The strongest SEO reporting combines GA4 with search data, technical checks, and a clear understanding of user intent. That approach will not guarantee rankings, but it will give you a far better view of what is working, what needs improvement, and where to focus next.
Frequently Asked Questions
What is the main SEO use of GA4?
GA4 helps you understand how organic visitors behave after they land on your site. You can review landing pages, engagement, conversions, and drop-off points. That makes it useful for improving content, local service pages, and ecommerce journeys based on real user behaviour.
Should GA4 replace Google Search Console for SEO reporting?

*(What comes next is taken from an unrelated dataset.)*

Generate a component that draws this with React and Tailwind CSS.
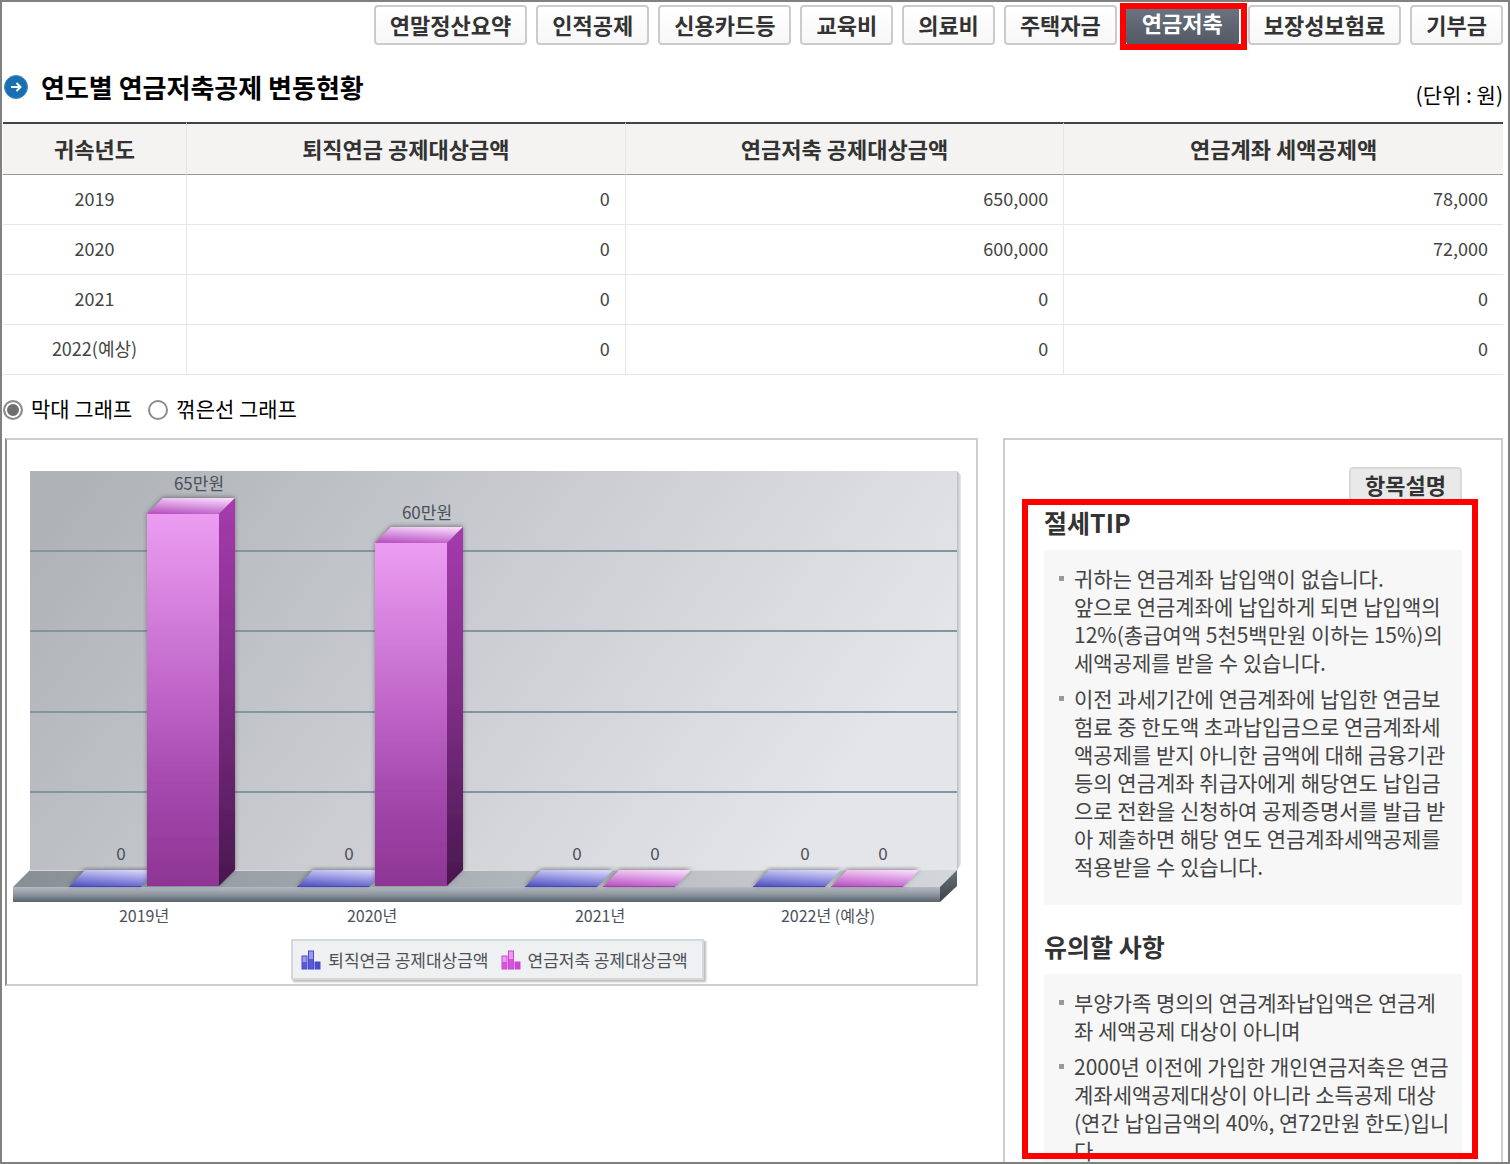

No. GA4 and Google Search Console do different jobs. Search Console shows search visibility, impressions, clicks, and indexing information. GA4 shows what users do on the site after they arrive. Using both together gives a much clearer SEO picture.
How can local businesses use GA4 for SEO?
Local businesses can track contact form submissions, calls, booking actions, and direction clicks from organic traffic. They can also compare service pages and location pages to see which ones attract engaged visitors and which ones need better copy, trust signals, or mobile usability.
What should ecommerce sites track in GA4 for SEO?
Ecommerce sites should track product views, add-to-cart actions, checkout starts, and purchases from organic traffic. It also helps to review category pages and landing pages separately so you can see which search entry points support buying behaviour and which need improvement.